Enhancement of flow boiling using 3D printed porous structures

Abstract

With the consistently rising demand for better and more efficient electronic systems over the years, there is a need for high-performing microprocessors. However, the increase in performance of the microprocessors is often accompanied with rising heat dissipation. Hence, in order to keep up with future demands and not limit the growth of the microprocessors industry, it is vital to explore methods of cooling to cope with the rate of heat generated. In this project, experimental studies were carried out to investigate the effects of flow rate, heat flux and surface porosity on flow boiling heat transfer.
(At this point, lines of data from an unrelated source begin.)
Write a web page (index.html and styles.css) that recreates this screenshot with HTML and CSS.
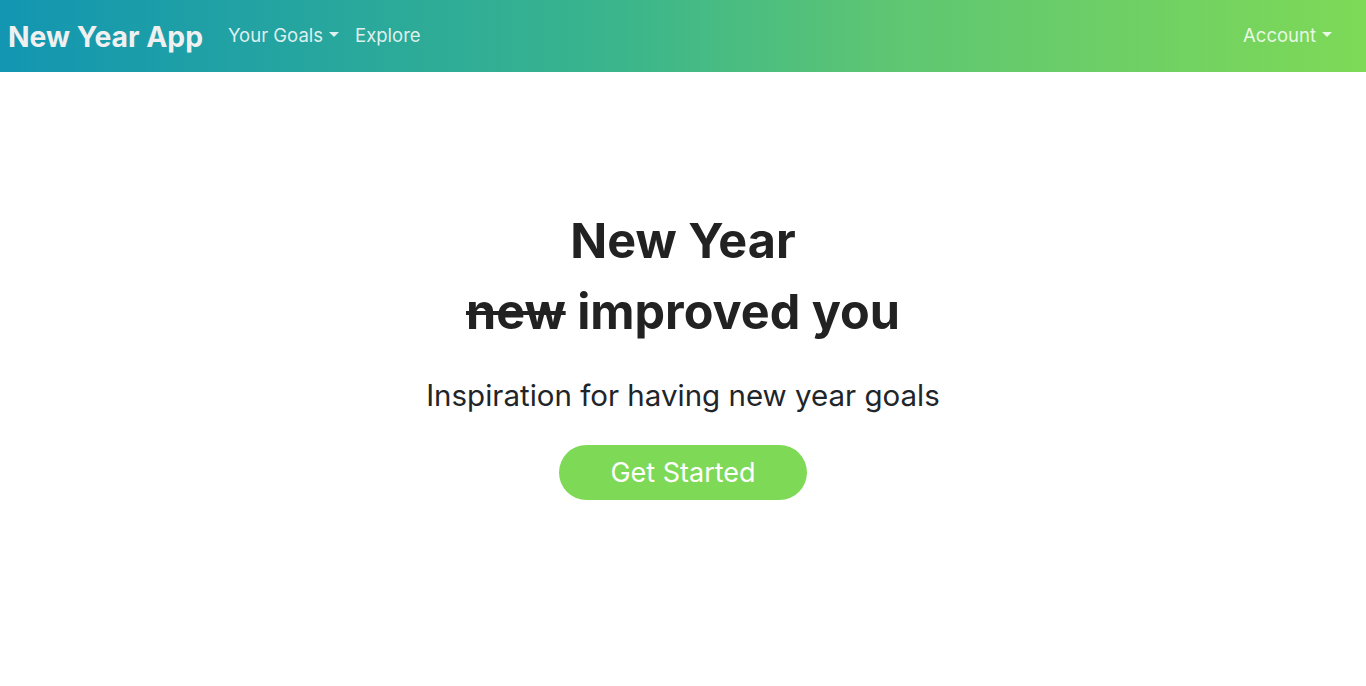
FILE: index.html
```html
<!DOCTYPE html>
<html>
<head>
<meta charset="utf-8">
<link rel="stylesheet" href="styles.css">
</head>
<body>
<nav class="navbar">
  <a class="brand" href="#">New Year App</a>
  <ul class="nav">
    <li class="nav-item"><a href="#" class="dropdown">Your Goals</a></li>
    <li class="nav-item"><a href="#">Explore</a></li>
  </ul>
  <ul class="nav nav-right">
    <li class="nav-item"><a href="#" class="dropdown">Account</a></li>
  </ul>
</nav>
<main class="hero">
  <h1 class="title">New Year<br><s>new</s> improved you</h1>
  <p class="lead">Inspiration for having new year goals</p>
  <a href="#" class="btn">Get Started</a>
</main>
</body>
</html>
```
FILE: styles.css
```css
* { box-sizing: border-box; }
html, body { margin: 0; padding: 0; }
body {
  font-family: Inter, "Noto Sans", sans-serif;
  color: #212529;
  background: #fff;
}
a { text-decoration: none; }
.navbar {
  height: 72px;
  display: flex;
  align-items: center;
  padding: 0 34px 0 8px;
  background: linear-gradient(90deg, #1296b2 0%, #3ab58c 45%, #5ec673 65%, #7ed957 100%);
}
.brand {
  font-size: 28.3px;
  font-weight: 700;
  color: #f0f0f0;
  margin-right: 25px;
  transform: translateY(1px);
}
.nav {
  display: flex;
  list-style: none;
  margin: 0;
  padding: 0;
  gap: 16px;
}
.nav-right { margin-left: auto; }
.nav-item a {
  color: rgba(255,255,255,0.85);
  font-size: 18.5px;
  display: flex;
  align-items: center;
  transform: translateY(-1px);
}
.dropdown::after {
  content: "";
  display: inline-block;
  margin-left: 6px;
  border-top: 5.5px solid currentColor;
  border-left: 5.5px solid transparent;
  border-right: 5.5px solid transparent;
  transform: translateY(-1px);
}
.hero {
  display: flex;
  flex-direction: column;
  align-items: center;
  padding-top: 133px;
  text-align: center;
}
.title {
  font-size: 48.5px;
  font-weight: 700;
  line-height: 71px;
  margin: 0;
  color: #222;
}
.title s { text-decoration-thickness: 4px; }
.lead {
  font-size: 29.5px;
  margin: 28px 0 30px;
  line-height: 40px;
}
.btn {
  display: inline-flex;
  align-items: center;
  justify-content: center;
  width: 248px;
  height: 55px;
  border-radius: 28px;
  background: #7ed957;
  color: #fff;
  font-size: 27px;
}
```
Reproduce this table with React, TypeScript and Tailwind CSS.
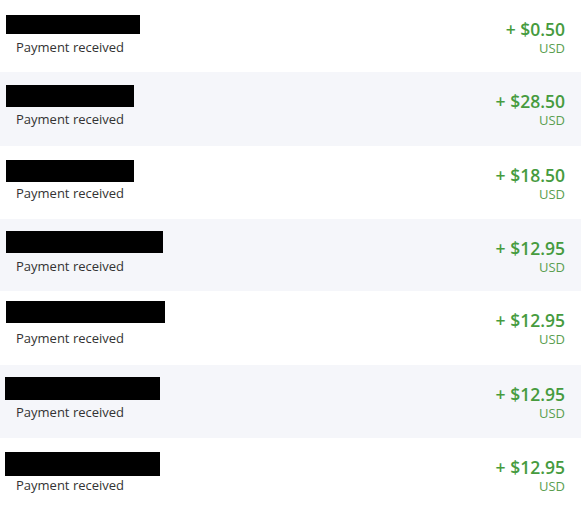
const rows = [
  { h: 72, barTop: 15, barH: 19, barW: 134, barX: 6, amount: "0.50" },
  { h: 74, barTop: 13, barH: 22, barW: 128, barX: 6, amount: "28.50" },
  { h: 73, barTop: 14, barH: 22, barW: 128, barX: 6, amount: "18.50" },
  { h: 72, barTop: 12, barH: 22, barW: 157, barX: 6, amount: "12.95" },
  { h: 74, barTop: 10, barH: 22, barW: 159, barX: 6, amount: "12.95" },
  { h: 73, barTop: 12, barH: 23, barW: 155, barX: 5, amount: "12.95" },
  { h: 70, barTop: 14, barH: 24, barW: 155, barX: 5, amount: "12.95" },
];

const App = () => {
  return (
    <div className="w-[581px] bg-white font-['Open_Sans',sans-serif]">
      {rows.map((row, i) => (
        <div
          key={i}
          className={`flex justify-between pr-4 ${i % 2 === 1 ? "bg-[#f5f6fa]" : "bg-white"}`}
          style={{ height: row.h }}
        >
          <div className="flex flex-col">
            {/* redacted name */}
            <div className="h-[38px]">
              <div
                className="bg-black"
                style={{ marginTop: row.barTop, marginLeft: row.barX, width: row.barW, height: row.barH }}
              />
            </div>
            <p className="pl-4 text-[13px] leading-[18px] text-[#333]">Payment received</p>
          </div>
          <div className="flex flex-col items-end pt-[17px]">
            <span className="text-[17.5px] leading-[24px] font-semibold text-[#469b3e]">+ ${row.amount}</span>
            <span className="text-[13px] leading-[14px] text-[#5a9e51]">USD</span>
          </div>
        </div>
      ))}
    </div>
  );
};

export default App;
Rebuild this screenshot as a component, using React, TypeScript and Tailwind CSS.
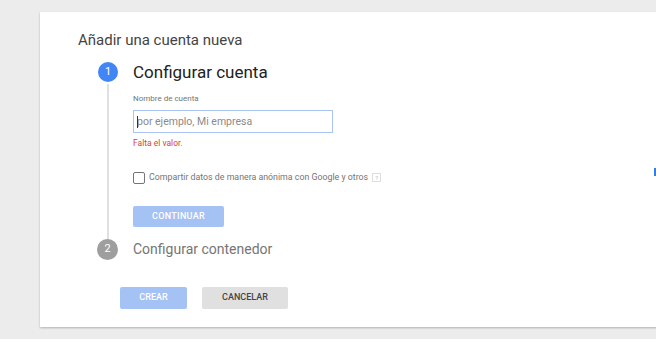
import React from "react";

export default function App() {
  return (
    <div
      className="relative w-[656px] h-[339px] overflow-hidden bg-[#ececec]"
      style={{ fontFamily: "Roboto, 'Noto Sans', sans-serif" }}
    >
      <div className="absolute left-[40px] top-[12px] w-[640px] h-[315px] bg-white shadow-[0_1px_2px_rgba(0,0,0,0.25)]">
        <div className="pl-[38px] pt-[19px]">
          <div className="text-[15px] leading-[18px] text-[#444]">Añadir una cuenta nueva</div>
          <div className="flex mt-[13px]">
            <div className="flex flex-col items-center w-[22px] mr-[33px] ml-[19px]">
              <div className="w-[20px] h-[20px] rounded-full bg-[#4285f4] text-white text-[11px] flex items-center justify-center">1</div>
              <div className="w-[2px] flex-1 bg-[#e0e0e0] mt-[2px]"></div>
            </div>
            <div className="ml-[-19px] flex flex-col">
              <div className="text-[17px] leading-[20px] text-[#222]">Configurar cuenta</div>
              <div className="text-[8px] leading-[10px] text-[#757575] mt-[12px]">Nombre de cuenta</div>
              <div className="relative mt-[6px] w-[200px] h-[23px] border border-[#a9c4f5] flex items-center px-[3px]">
                <span className="text-[10.5px] text-[#8a8a8a]">por ejemplo, Mi empresa</span>
                <span className="absolute left-[3px] top-[5px] w-[1px] h-[12px] bg-[#333]"></span>
              </div>
              <div className="text-[8.5px] leading-[11px] text-[#db4437] mt-[5px]">Falta el valor.</div>
              <div className="flex items-center mt-[22px]">
                <div className="w-[12px] h-[12px] border border-[#757575] rounded-[2px]"></div>
                <span className="text-[8.8px] text-[#757575] ml-[4px]">Compartir datos de manera anónima con Google y otros</span>
                <span className="ml-[4px] w-[9px] h-[9px] border border-[#ddd] text-[6px] text-[#bbb] flex items-center justify-center">?</span>
              </div>
              <div className="mt-[22px] mb-[12px] w-[91px] h-[21px] bg-[#a4c2f4] rounded-[2px] text-white text-[9px] font-medium tracking-[0.3px] flex items-center justify-center">CONTINUAR</div>
            </div>
          </div>
          <div className="flex items-center ml-[19px]">
            <div className="w-[21px] h-[21px] rounded-full bg-[#9e9e9e] text-white text-[11px] flex items-center justify-center">2</div>
            <div className="ml-[15px] text-[14px] text-[#757575]">Configurar contenedor</div>
          </div>
          <div className="flex mt-[27px] ml-[42px] gap-[15px]">
            <div className="w-[67px] h-[22px] bg-[#a4c2f4] rounded-[2px] text-white text-[9px] font-medium flex items-center justify-center">CREAR</div>
            <div className="w-[86px] h-[22px] bg-[#e0e0e0] rounded-[2px] text-[#444] text-[9px] font-medium flex items-center justify-center">CANCELAR</div>
          </div>
        </div>
      </div>
      <div className="absolute left-[654px] top-[168px] w-[2px] h-[8px] bg-[#2d7ff0]"></div>
    </div>
  );
}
Tests were conducted for two 3D printed porous structures - "Octet" and "Dope" surfaces, inserted in a horizontal rectangular evaporator channel. Heat was channelled from the heater to the base of the evaporator with FC-72 used as the liquid coolant. Pump revolutions, which ranged from 50 to 150 rpm were used to control the flow rate of the coolant, and tested over heat fluxes varying from 8.04 to 97.25 kW/m2. The actual flow rate, wall temperatures, coolant temperatures and pressures were recorded for each experiment. Experimental results showed approximate 56% and 42% enhancements in flow boiling heat transfer coefficients with respect to an empty channel, for the "Octet" and "Dope" surfaces, respectively. It was also observed that increase in flow rate for the "Octet" and "Dope" surfaces resulted in an approximate 28% and 3% enhancement in heat transfer, respectively. The maximum steady state flow boiling heat transfer of 1.50 kW/m2⋅K was obtained with the "Octet" surface, at pump revolution of 100 rpm, which translates to a flow rate of 0.30 L/min.